◆ **Given material**:
————
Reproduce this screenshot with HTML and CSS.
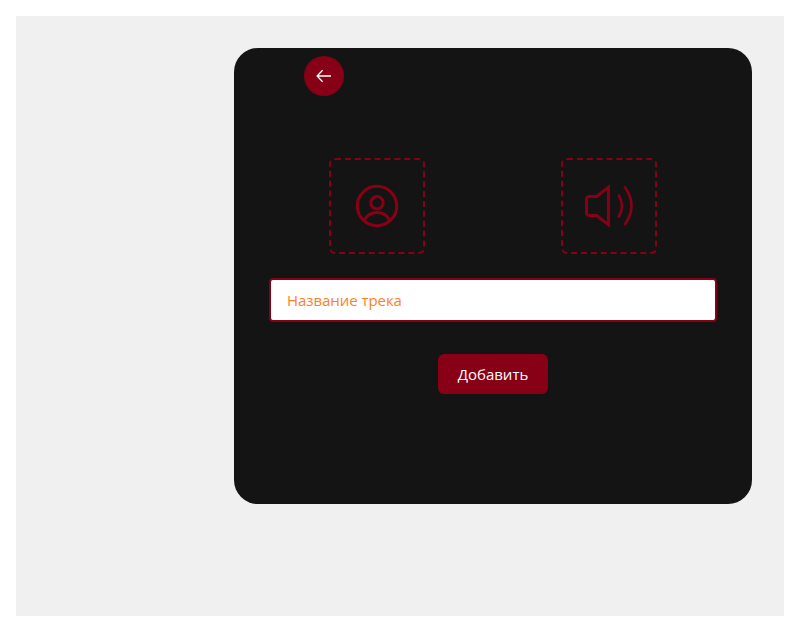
FILE: index.html
```html
<!DOCTYPE html>
<html lang="ru">
<head>
<meta charset="utf-8">
<title>Добавить трек</title>
<link rel="stylesheet" href="styles.css">
</head>
<body>
<main class="page">
  <form class="card">
    <button class="back" type="button" aria-label="Назад">
      <svg width="16" height="16" viewBox="0 0 16 16" fill="none" stroke="currentColor" stroke-width="1.3"><path d="M15 8H1.2M6.6 2.3 1.1 8l5.5 5.7"/></svg>
    </button>
    <div class="uploads">
      <div class="drop">
        <svg width="48" height="48" viewBox="0 0 48 48" fill="none" stroke="currentColor" stroke-width="3"><circle cx="24" cy="24" r="19.7"/><circle cx="24" cy="20.8" r="6.2"/><path d="M11 38.8C16 27.6 32 27.6 37 38.8"/></svg>
      </div>
      <div class="drop">
        <svg width="48" height="48" viewBox="0 0 48 48" fill="none" stroke="currentColor" stroke-width="3"><path d="M23.4 5.2V42.8L11.6 33.6H4.6Q1.6 33.6 1.6 31V17Q1.6 14.4 4.6 14.4H11.6Z"/><path d="M33.4 12.6Q40.6 24 33.4 35.6M39.4 4.6Q53.6 24 39.4 43.2" stroke-width="2.6"/></svg>
      </div>
    </div>
    <input class="field" type="text" placeholder="Название трека">
    <button class="submit" type="button">Добавить</button>
  </form>
</main>
</body>
</html>
```
FILE: styles.css
```css
* { box-sizing: border-box; }
body { margin: 16px; background: #fff; font-family: "Open Sans", "Noto Sans", sans-serif; }
.page { height: 600px; padding: 32px; background: #f0f0f0; display: flex; justify-content: flex-end; align-items: flex-start; }
.card { width: 518px; height: 456px; padding: 8px 35px; border-radius: 24px; background: #141414; display: flex; flex-direction: column; align-items: center; }
.back { align-self: flex-start; width: 40px; height: 40px; margin-left: 35px; padding: 0; border: 0; border-radius: 50%; background: #880015; color: #fff; display: flex; align-items: center; justify-content: center; }
.uploads { width: 100%; margin-top: 62px; padding: 0 60px; display: flex; justify-content: space-between; }
.drop { width: 96px; height: 96px; border: 2px dashed #880015; border-radius: 6px; color: #880015; display: flex; align-items: center; justify-content: center; }
.drop svg { overflow: visible; }
.field { width: 448px; height: 44px; margin-top: 24px; padding: 0 16px; border: 2px solid #880015; border-radius: 4px; background: #fff; font: 15px "Open Sans", "Noto Sans", sans-serif; letter-spacing: -0.06px; }
.field::placeholder { color: #ff7f27; opacity: 1; }
.submit { width: 110px; height: 40px; margin-top: 32px; padding: 0; border: 0; border-radius: 6px; background: #880015; color: #fff; font: 15px "Open Sans", "Noto Sans", sans-serif; }
```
————
◆ **What you need to do**:
Transcribe all the lines above exactly, apart from the pictures.

◆ **Solution**:
Reproduce this screenshot with HTML and CSS.
FILE: index.html
```html
<!DOCTYPE html>
<html lang="ru">
<head>
<meta charset="utf-8">
<title>Добавить трек</title>
<link rel="stylesheet" href="styles.css">
</head>
<body>
<main class="page">
  <form class="card">
    <button class="back" type="button" aria-label="Назад">
      <svg width="16" height="16" viewBox="0 0 16 16" fill="none" stroke="currentColor" stroke-width="1.3"><path d="M15 8H1.2M6.6 2.3 1.1 8l5.5 5.7"/></svg>
    </button>
    <div class="uploads">
      <div class="drop">
        <svg width="48" height="48" viewBox="0 0 48 48" fill="none" stroke="currentColor" stroke-width="3"><circle cx="24" cy="24" r="19.7"/><circle cx="24" cy="20.8" r="6.2"/><path d="M11 38.8C16 27.6 32 27.6 37 38.8"/></svg>
      </div>
      <div class="drop">
        <svg width="48" height="48" viewBox="0 0 48 48" fill="none" stroke="currentColor" stroke-width="3"><path d="M23.4 5.2V42.8L11.6 33.6H4.6Q1.6 33.6 1.6 31V17Q1.6 14.4 4.6 14.4H11.6Z"/><path d="M33.4 12.6Q40.6 24 33.4 35.6M39.4 4.6Q53.6 24 39.4 43.2" stroke-width="2.6"/></svg>
      </div>
    </div>
    <input class="field" type="text" placeholder="Название трека">
    <button class="submit" type="button">Добавить</button>
  </form>
</main>
</body>
</html>
```
FILE: styles.css
```css
* { box-sizing: border-box; }
body { margin: 16px; background: #fff; font-family: "Open Sans", "Noto Sans", sans-serif; }
.page { height: 600px; padding: 32px; background: #f0f0f0; display: flex; justify-content: flex-end; align-items: flex-start; }
.card { width: 518px; height: 456px; padding: 8px 35px; border-radius: 24px; background: #141414; display: flex; flex-direction: column; align-items: center; }
.back { align-self: flex-start; width: 40px; height: 40px; margin-left: 35px; padding: 0; border: 0; border-radius: 50%; background: #880015; color: #fff; display: flex; align-items: center; justify-content: center; }
.uploads { width: 100%; margin-top: 62px; padding: 0 60px; display: flex; justify-content: space-between; }
.drop { width: 96px; height: 96px; border: 2px dashed #880015; border-radius: 6px; color: #880015; display: flex; align-items: center; justify-content: center; }
.drop svg { overflow: visible; }
.field { width: 448px; height: 44px; margin-top: 24px; padding: 0 16px; border: 2px solid #880015; border-radius: 4px; background: #fff; font: 15px "Open Sans", "Noto Sans", sans-serif; letter-spacing: -0.06px; }
.field::placeholder { color: #ff7f27; opacity: 1; }
.submit { width: 110px; height: 40px; margin-top: 32px; padding: 0; border: 0; border-radius: 6px; background: #880015; color: #fff; font: 15px "Open Sans", "Noto Sans", sans-serif; }
```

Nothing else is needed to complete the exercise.